= Mary Tregear =

British museum curator and art historian

Mary Tregear, FBA (11 February 1924 – 17 December 2010) was a British museum curator and art historian specializing in Chinese art.

She was born in Wuchang, China. After studying at Bristol University and SOAS, University of London, she taught in the Central China University for three years. She was then a curator at Hong Kong University's Fung Ping Shan Museum, also lecturing. In 1961 she joined the Ashmolean Museum, Oxford, where she was assistant keeper for the Chinese collection, and then keeper of Eastern Art, 1987–1991.

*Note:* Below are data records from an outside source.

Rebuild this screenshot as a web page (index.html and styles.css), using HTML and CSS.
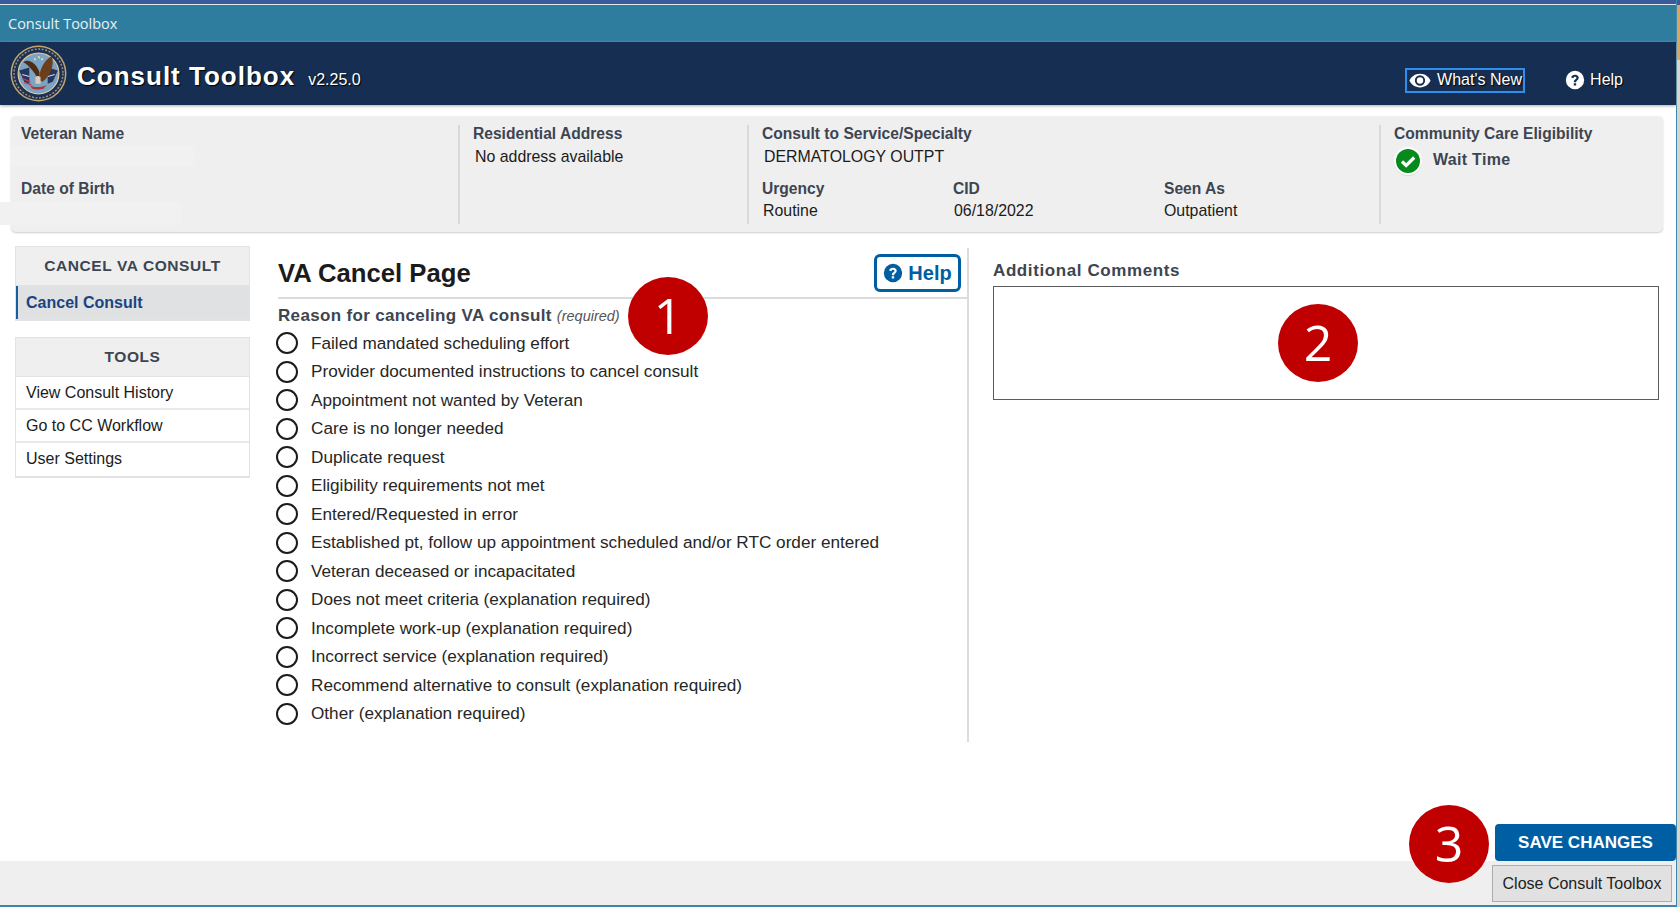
FILE: index.html
```html
<!DOCTYPE html>
<html>
    <head>
        <meta charset="utf-8">
        <meta name="viewport" content="width=device-width, initial-scale=1.0">
        <title>Consult Toolbox</title>
        <link rel="stylesheet" href="styles.css">
    </head>
    <body>
        <div class="shell">
            <div class="window-top"></div>
            <div class="titlebar">Consult Toolbox</div>
            <header class="app-header">
                <svg class="seal" viewBox="0 0 56 56">
                    <circle cx="28" cy="28" r="27.500" fill="#c4a66c"/>
                    <circle cx="28" cy="28" r="26" fill="#1e2f4f"/>
                    <circle cx="28" cy="28" r="24" fill="none" stroke="#8d8f8c" stroke-width="1.500" stroke-dasharray="2 1.500"/>
                    <circle cx="28" cy="28" r="20" fill="#7aa3c4" stroke="#d8c9a4" stroke-width="1.200"/>
                    <path d="M9 25l10 -3v16l-5 -2z" fill="#27365f"/>
                    <path d="M47 25l-10 -3v16l5 -2z" fill="#27365f"/>
                    <path d="M12 33l8 3M14 37l7 2" stroke="#c8384a" stroke-width="1.300"/>
                    <path d="M12 29l7 2M44 29l-7 2" stroke="#d8d8e0" stroke-width="1"/>
                    <path d="M28 34C24 27 19 20 13 17c4 -4 13 0 16 10z" fill="#4f2d14"/>
                    <path d="M28 34c1 -9 5 -19 13 -23c3 8 -1 19 -9 25z" fill="#6b3f1b"/>
                    <path d="M25 32c1 -2 4 -2 5 0v6h-5z" fill="#d8cdb8"/>
                    <path d="M19 39c3 3 13 3 17 0l-3 4c-3 1 -8 1 -11 0z" fill="#b3352f"/>
                    <path d="M24 13l1 2M28 11l1 2M32 13l-1 2" stroke="#f2e6b8" stroke-width="1.400"/>
                </svg>
                <h1 class="app-name">Consult Toolbox</h1>
                <span class="app-version">v2.25.0</span>
                <nav class="header-links">
                    <a class="whats-new">
                        <svg class="eye-icon" viewBox="0 0 24 16">
                            <path fill-rule="evenodd" d="M12 0.5C6.6 0.5 2.4 3.6 0.5 8c1.9 4.4 6.1 7.5 11.5 7.5S21.600 12.400 23.500 8C21.600 3.600 17.400 0.500 12 0.500zM12 13.600A5.600 5.600 0 1 1 12 2.400a5.600 5.600 0 0 1 0 11.200z"/>
                            <circle cx="12" cy="8" r="3.500"/>
                        </svg>
                        What's New
                    </a>
                    <a class="header-help">
                        <svg class="help-icon" viewBox="0 0 24 24">
                            <path fill-rule="evenodd" d="M12 1a11 11 0 1 0 0 22a11 11 0 0 0 0 -22zM13.400 18.600h-2.900v-2.800h2.900zM15.900 11.200c-.7 .9 -1.500 1.400 -2 2c-.4 .5 -.5 1 -.5 1.500h-2.800c0 -1.100 .2 -1.900 .8 -2.600c.6 -.7 1.600 -1.200 2.100 -1.900c.5 -.8 .2 -2.100 -1.400 -2.100c-1.200 0 -1.900 .8 -2.100 1.900l-2.600 -1.100c.5 -1.900 2.200 -3.200 4.700 -3.200c1.700 0 3.100 .7 3.800 1.900c.6 1 .8 2.400 0 3.600z"/>
                        </svg>
                        Help
                    </a>
                </nav>
            </header>

            <section class="info-panel">
                <div class="info-col info-veteran">
                    <div class="info-label">Veteran Name</div>
                    <div class="redacted"></div>
                    <div class="info-label dob-label">Date of Birth</div>
                    <div class="redacted redacted-dob"></div>
                </div>
                <div class="info-col info-address">
                    <div class="info-label">Residential Address</div>
                    <div class="info-value">No address available</div>
                </div>
                <div class="info-col info-consult">
                    <div class="info-label">Consult to Service/Specialty</div>
                    <div class="info-value">DERMATOLOGY OUTPT</div>
                    <div class="consult-grid">
                        <div>
                            <div class="info-label">Urgency</div>
                            <div class="info-value">Routine</div>
                        </div>
                        <div>
                            <div class="info-label">CID</div>
                            <div class="info-value">06/18/2022</div>
                        </div>
                        <div>
                            <div class="info-label">Seen As</div>
                            <div class="info-value seen-value">Outpatient</div>
                        </div>
                    </div>
                </div>
                <div class="info-col info-care">
                    <div class="info-label">Community Care Eligibility</div>
                    <div class="eligibility">
                        <svg class="check-icon" viewBox="0 0 30 30">
                            <circle cx="15" cy="16" r="14" fill="#d9d9d9"/>
                            <circle cx="15" cy="15" r="14" fill="#fff"/>
                            <circle cx="15" cy="15" r="12" fill="#078a1c"/>
                            <path d="M9 15.500l4.200 4l8 -8" fill="none" stroke="#fff" stroke-width="3.200"/>
                        </svg>
                        <span>Wait Time</span>
                    </div>
                </div>
            </section>

            <div class="content">
                <aside class="sidebar">
                    <div class="side-box">
                        <div class="side-title">CANCEL VA CONSULT</div>
                        <a class="side-link active">Cancel Consult</a>
                    </div>
                    <div class="side-box">
                        <div class="side-title">TOOLS</div>
                        <a class="side-link">View Consult History</a>
                        <a class="side-link">Go to CC Workflow</a>
                        <a class="side-link">User Settings</a>
                    </div>
                </aside>

                <main class="cancel-form">
                    <div class="form-head">
                        <h2>VA Cancel Page</h2>
                        <button class="help-btn">
                            <svg class="help-icon" viewBox="0 0 24 24">
                                <path fill-rule="evenodd" d="M12 1a11 11 0 1 0 0 22a11 11 0 0 0 0 -22zM13.400 18.600h-2.900v-2.800h2.900zM15.900 11.200c-.7 .9 -1.500 1.400 -2 2c-.4 .5 -.5 1 -.5 1.500h-2.800c0 -1.100 .2 -1.900 .8 -2.600c.6 -.7 1.600 -1.200 2.100 -1.900c.5 -.8 .2 -2.100 -1.400 -2.100c-1.200 0 -1.900 .8 -2.100 1.900l-2.600 -1.100c.5 -1.900 2.200 -3.200 4.700 -3.200c1.700 0 3.100 .7 3.800 1.900c.6 1 .8 2.400 0 3.600z"/>
                            </svg>
                            Help
                        </button>
                    </div>
                    <div class="reason-title">Reason for canceling VA consult <em>(required)</em></div>
                    <div class="reasons">
                        <label class="reason"><span class="radio"></span>Failed mandated scheduling effort</label>
                        <label class="reason"><span class="radio"></span>Provider documented instructions to cancel consult</label>
                        <label class="reason"><span class="radio"></span>Appointment not wanted by Veteran</label>
                        <label class="reason"><span class="radio"></span>Care is no longer needed</label>
                        <label class="reason"><span class="radio"></span>Duplicate request</label>
                        <label class="reason"><span class="radio"></span>Eligibility requirements not met</label>
                        <label class="reason"><span class="radio"></span>Entered/Requested in error</label>
                        <label class="reason"><span class="radio"></span>Established pt, follow up appointment scheduled and/or RTC order entered</label>
                        <label class="reason"><span class="radio"></span>Veteran deceased or incapacitated</label>
                        <label class="reason"><span class="radio"></span>Does not meet criteria (explanation required)</label>
                        <label class="reason"><span class="radio"></span>Incomplete work-up (explanation required)</label>
                        <label class="reason"><span class="radio"></span>Incorrect service (explanation required)</label>
                        <label class="reason"><span class="radio"></span>Recommend alternative to consult (explanation required)</label>
                        <label class="reason"><span class="radio"></span>Other (explanation required)</label>
                    </div>
                </main>

                <section class="comments">
                    <div class="comments-label">Additional Comments</div>
                    <div class="comments-box"></div>
                </section>
            </div>

            <div class="save-row"><button class="save-btn">SAVE CHANGES</button></div>
            <footer class="footer"><button class="close-btn">Close Consult Toolbox</button></footer>
            <div class="window-bottom"></div>
        </div>
        <div class="window-edge"></div>

        <!-- numbered callouts laid over the screen -->
        <div class="callout callout-1">1</div>
        <div class="callout callout-2">2</div>
        <div class="callout callout-3">3</div>
    </body>
</html>
```

FILE: styles.css
```css
*{
    box-sizing: border-box;
}
html, body{
    height: 100%;
}
body{
    margin: 0;
    display: flex;
    overflow: hidden;
    background: #fff;
    font-family: "Liberation Sans", Arial, sans-serif;
    color: #1b1b1b;
}
.shell{
    width: 1677px;
    height: 907px;
    display: flex;
    flex-direction: column;
    border-right: 1px solid #3f86a8;
}
.window-edge{
    flex: 1;
    background: linear-gradient(#3a5a9b 0 5px, #d9a566 5px 60px, #d6d6d0 60px);
}
.window-top{
    height: 5px;
    background: #3a5a9b;
    border-bottom: 1px solid #dfe6ee;
}
.window-bottom{
    height: 2px;
    margin-top: auto;
    background: #3f86a8;
}

/* title + header */
.titlebar{
    height: 37px;
    line-height: 37px;
    padding-left: 8px;
    background: #2e7d9e;
    color: #e8f1f5;
    font-family: "Open Sans", sans-serif;
    font-size: 14.500px;
}
.app-header{
    height: 63px;
    display: flex;
    align-items: center;
    padding-left: 10px;
    background: #162e51;
    color: #fff;
    box-shadow: 0 1px 3px #aaa;
}
.seal{
    width: 57px;
    height: 57px;
    margin-right: 10px;
}
.app-name{
    margin: 6px 13px 0 0;
    font-size: 26px;
    font-weight: bold;
    letter-spacing: 1px;
    text-shadow: 1px 1px 1px #000;
}
.app-version{
    margin-top: 13px;
    font-size: 16px;
    text-shadow: 1px 1px 1px #000;
}
.header-links{
    margin-left: auto;
    display: flex;
    align-items: center;
    gap: 40px;
    padding-right: 53px;
    padding-top: 14px;
    font-size: 16px;
}
.header-links a{
    display: flex;
    align-items: center;
    text-shadow: 1px 1px 1px #000;
}
.whats-new{
    width: 120px;
    height: 25px;
    padding-left: 2px;
    padding-bottom: 1px;
    gap: 6px;
    border: 2px solid #2e8fee;
    white-space: nowrap;
}
.eye-icon{
    width: 22px;
    height: 15px;
    fill: #fff;
}
.help-icon{
    width: 20px;
    height: 20px;
    fill: #fff;
}
.header-help{
    gap: 5px;
    margin-bottom: 1px;
}

/* veteran info */
.info-panel{
    height: 116px;
    margin: 11px 13px 0 11px;
    padding: 9px 0 8px;
    display: flex;
    background: #efefef;
    border-radius: 5px;
    box-shadow: 0 1px 2px #ccc;
    font-size: 15px;
}
.info-col{
    padding-left: 13px;
    border-left: 2px solid #d9d9d9;
}
.info-veteran{
    width: 447px;
    padding-left: 10px;
    border-left: 0;
}
.info-address{
    width: 289px;
}
.info-consult{
    width: 632px;
}
.info-care{
    flex: 1;
}
.info-label{
    line-height: 18px;
    font-size: 15.600px;
    font-weight: bold;
    color: #3d4551;
    white-space: nowrap;
}
.info-value{
    margin-top: 5px;
    padding-left: 2px;
    line-height: 18px;
    font-size: 15.900px;
    color: #1b1b1b;
}
.consult-grid .info-value{
    margin-top: 4px;
    padding-left: 1px;
}
.consult-grid .seen-value{
    padding-left: 0;
}
.redacted{
    width: 184px;
    height: 20px;
    margin: 3px 0 0 -10px;
    background: #f1f1f1;
}
.dob-label{
    margin-top: 14px;
}
.redacted-dob{
    margin: 4px 0 0 -21px;
    width: 181px;
    height: 23px;
}
.consult-grid{
    display: grid;
    grid-template-columns: 191px 211px 1fr;
    margin-top: 14px;
}
.eligibility{
    display: flex;
    align-items: center;
    gap: 10px;
    margin-top: 3px;
    margin-left: -1px;
    font-size: 16px;
    font-weight: bold;
    color: #3d4551;
    letter-spacing: .3px;
}
.check-icon{
    width: 30px;
    height: 30px;
}
.eligibility span{
    margin-bottom: 2px;
}

/* main area */
.content{
    flex: 1;
    display: flex;
    min-height: 0;
    padding: 14px 0 0 15px;
}
.sidebar{
    width: 235px;
    flex: none;
}
.side-box{
    margin-bottom: 16px;
    border: 1px solid #e3e3e3;
    border-bottom-width: 2px;
}
.side-title{
    height: 39px;
    line-height: 38px;
    text-align: center;
    background: #efefef;
    border-bottom: 1px solid #e3e3e3;
    font-size: 15.500px;
    font-weight: bold;
    letter-spacing: .6px;
    color: #3d4551;
}
.side-link{
    display: block;
    height: 33px;
    line-height: 32px;
    padding-left: 10px;
    border-bottom: 2px solid #e9e9e9;
    font-size: 16px;
}
.side-link:last-child{
    border-bottom: 0;
}
.side-link.active{
    height: 33px;
    padding-left: 8px;
    line-height: 34px;
    background: #dfe1e2;
    border-left: 2px solid #1a5d9e;
    color: #1a4480;
    font-weight: bold;
}
.cancel-form{
    width: 691px;
    height: 494px;
    margin: 2px 0 0 28px;
    border-right: 2px solid #dcdcdc;
}
.form-head{
    height: 51px;
    display: flex;
    justify-content: space-between;
    align-items: flex-end;
    padding-right: 6px;
    border-bottom: 2px solid #dcdcdc;
    padding-bottom: 5px;
}
.form-head h2{
    margin: 0 0 3px;
    font-size: 25.700px;
    line-height: 32px;
    color: #1b1b1b;
}
.help-btn{
    width: 87px;
    height: 38px;
    display: flex;
    align-items: center;
    justify-content: center;
    gap: 5px;
    padding: 0;
    background: #fff;
    border: 3px solid #005ea2;
    border-radius: 6px;
    color: #005ea2;
    font-family: inherit;
    font-size: 20px;
    font-weight: bold;
}
.help-btn .help-icon{
    fill: #005ea2;
}
.reason-title{
    margin-top: 7px;
    line-height: 20px;
    font-size: 17px;
    font-weight: bold;
    letter-spacing: .33px;
    color: #3d4551;
}
.reason-title em{
    font-size: 14.500px;
    font-weight: normal;
    letter-spacing: 0;
    color: #555;
}
.reasons{
    margin-top: 3px;
}
.reason{
    display: flex;
    align-items: center;
    height: 28.500px;
    font-size: 17.160px;
    color: #262626;
}
.radio{
    width: 22px;
    height: 22px;
    margin: 0 13px 0 -2px;
    border: 2px solid #1b1b1b;
    border-radius: 50%;
    flex: none;
    background: #fff;
}
.comments{
    flex: 1;
    margin: 15px 17px 0 24px;
}
.comments-label{
    line-height: 20px;
    font-size: 17px;
    font-weight: bold;
    letter-spacing: .6px;
    color: #3d4551;
}
.comments-box{
    height: 114px;
    margin-top: 5px;
    border: 1px solid #5c5c5c;
}

/* bottom buttons */
.save-row{
    display: flex;
    justify-content: flex-end;
}
.save-btn{
    width: 181px;
    height: 37px;
    background: #005ea2;
    border: 0;
    border-radius: 4px;
    color: #fff;
    font-family: inherit;
    font-size: 17px;
    font-weight: bold;
}
.footer{
    height: 44px;
    display: flex;
    justify-content: flex-end;
    padding: 4px 4px 0 0;
    background: #efefef;
}
.close-btn{
    width: 180px;
    height: 37px;
    background: #e1e1e1;
    border: 1px solid #adadad;
    color: #222;
    font-family: inherit;
    font-size: 16px;
}

/* callouts */
.callout{
    position: absolute;
    width: 80px;
    height: 78px;
    border-radius: 50%;
    background: #c00000;
    color: #fff;
    font-family: "Open Sans", sans-serif;
    font-size: 50px;
    line-height: 76px;
    text-align: center;
}
.callout-1{
    left: 628px;
    top: 277px;
}
.callout-2{
    left: 1278px;
    top: 304px;
}
.callout-3{
    left: 1409px;
    top: 805px;
}
```
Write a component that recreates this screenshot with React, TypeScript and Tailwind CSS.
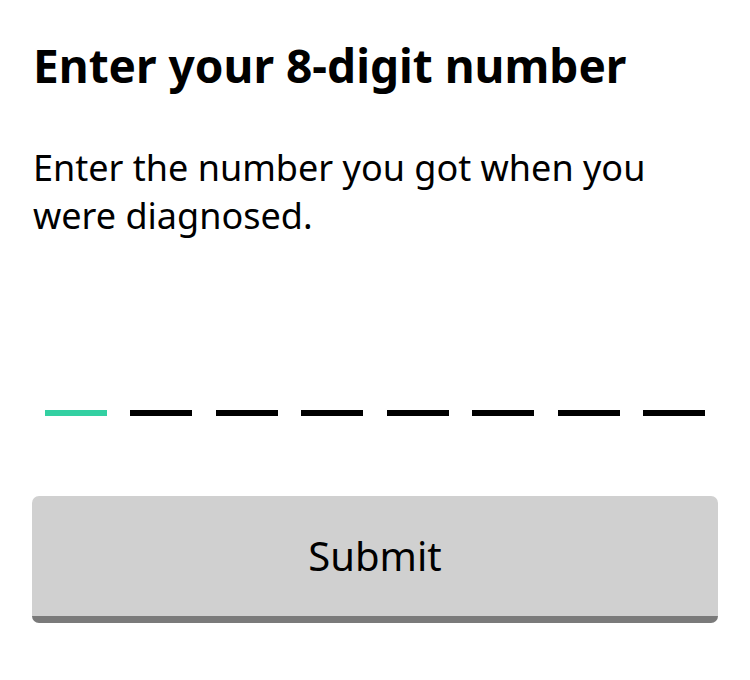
import React, { useState } from 'react';

const App: React.FC = () => {
  const [digits] = useState<string[]>(Array(8).fill(''));
  const active = 0;

  return (
    <div className="min-h-screen bg-white text-black font-['Noto_Sans',sans-serif] px-[33px] pt-[38px]">
      <h1 className="text-[46px] leading-[55px] font-bold">Enter your 8-digit number</h1>
      <p className="mt-[51px] text-[36px] leading-[48px]">
        Enter the number you got when you were diagnosed.
      </p>

      {/* digit slots */}
      <div className="mt-[170px] grid grid-cols-8 w-[684px]">
        {digits.map((d, i) => (
          <div key={i} className="flex justify-center">
            <div className={`w-[62px] h-[6px] ${i === active ? 'bg-[#33d0a2]' : 'bg-black'}`} />
          </div>
        ))}
      </div>

      <button className="mt-[80px] -ml-px w-[686px] h-[127px] rounded-[7px] bg-[#d0d0d0] border-b-[7px] border-[#7a7a7a] text-[40px] text-black">
        Submit
      </button>
    </div>
  );
};

export default App;
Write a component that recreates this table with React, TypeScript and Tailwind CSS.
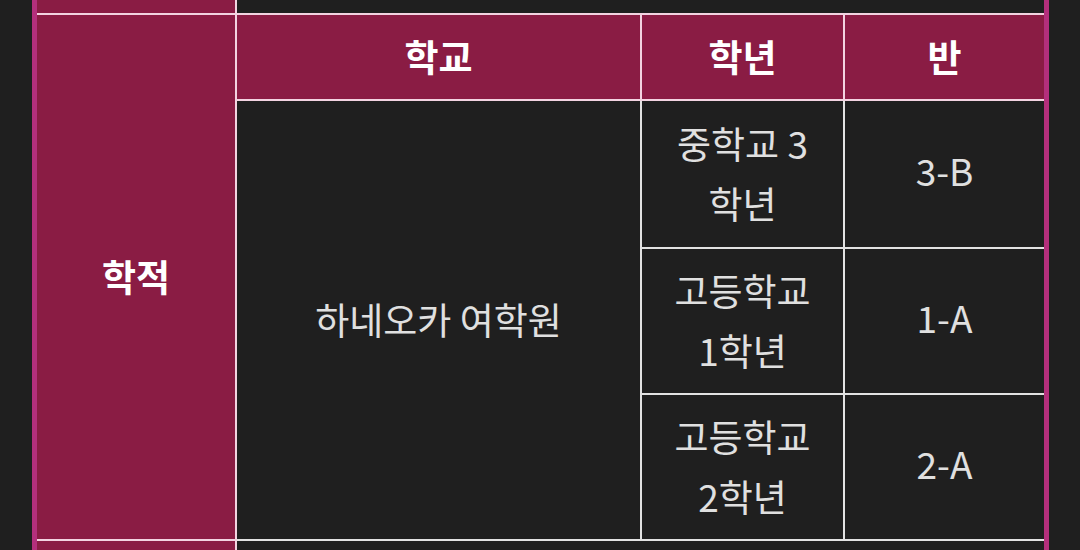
import React from "react";

const PINK = "border-[#f3d3e1]";
const GRAY = "border-[#e2e2e2]";

export default function App() {
  const font = { fontFamily: '"Noto Sans CJK KR", "Noto Sans", sans-serif' };
  const rows = [
    { grade: ["중학교 3", "학년"], cls: "3-B" },
    { grade: ["고등학교", "1학년"], cls: "1-A" },
    { grade: ["고등학교", "2학년"], cls: "2-A" },
  ];
  return (
    <div className="w-[1080px] h-[550px] overflow-hidden bg-[#1f1f1f] pl-[32px] pr-[31px]" style={font}>
      <div className="h-full border-x-[5px] border-[#b42f7c]">
        <div className="grid grid-cols-[200px_405px_203px_199px] grid-rows-[15px_86px_148px_146px_146px_9px] text-[37px] leading-[60px]">
          {/* previous row (partially visible) */}
          <div className={`bg-[#8a1c44] border-r-2 border-b-2 ${PINK}`} />
          <div className={`col-span-3 bg-[#1f1f1f] border-b-2 ${PINK}`} />

          <div className={`row-span-4 bg-[#8a1c44] border-r-2 border-b-2 ${PINK} flex items-center justify-center pb-[3px] font-bold text-white`}>
            학적
          </div>
          <div className={`bg-[#8a1c44] border-r-2 border-b-2 ${PINK} flex items-center justify-center pb-[3px] font-bold text-white`}>
            학교
          </div>
          <div className={`bg-[#8a1c44] border-r-2 border-b-2 ${PINK} flex items-center justify-center pb-[3px] font-bold text-white`}>
            학년
          </div>
          <div className={`bg-[#8a1c44] border-b-2 ${PINK} flex items-center justify-center pb-[3px] font-bold text-white`}>
            반
          </div>

          <div className={`row-span-3 row-start-3 col-start-2 bg-[#1f1f1f] border-r-2 border-b-2 ${GRAY} flex items-center justify-center pb-[3px] text-[#e0e0e0]`}>
            하네오카 여학원
          </div>
          {rows.map((r, i) => (
            <React.Fragment key={i}>
              <div className={`col-start-3 bg-[#1f1f1f] border-r-2 border-b-2 ${GRAY} flex flex-col items-center justify-center pb-[3px] text-[#e0e0e0]`}>
                <span>{r.grade[0]}</span>
                <span>{r.grade[1]}</span>
              </div>
              <div className={`col-start-4 bg-[#1f1f1f] border-b-2 ${GRAY} flex items-center justify-center pb-[8px] text-[#e0e0e0]`}>
                {r.cls}
              </div>
            </React.Fragment>
          ))}

          {/* next row (partially visible) */}
          <div className={`bg-[#8a1c44] border-r-2 ${PINK}`} />
          <div className="col-span-3 bg-[#1f1f1f]" />
        </div>
      </div>
    </div>
  );
}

She was a fellow of St Cross College, Oxford, a fellow of the British Academy, and president of the Oriental Ceramic Society from 1978 to 1980.

==Main publications==

- Catalogue of Chinese Greenware, Ashmolean Museum, Oxford, 1976.
- Chinese Ceramics in the Ashmolean Museum. An illustrated handbook to the collections, Ashmolean Museum, Oxford, 1979.
- Chinese Art, Thames and Hudson (World of Art series), London, 1980 and 2nd edn 1997 (still in print in 2017).
- Song Ceramics, Thames and Hudson, London, 1982.
- Kiln Sites of Ancient China (by Penelope Hughes-Stanton and Rose Kerr, ed. by Mary Tregear), Oriental Ceramic Society, 1980
- Oriental Lacquer: Chinese and Japanese lacquer from the Ashmolean Museum(O.R. Impey and Mary Tregear), Ashmolean Museum, Oxford, 1983.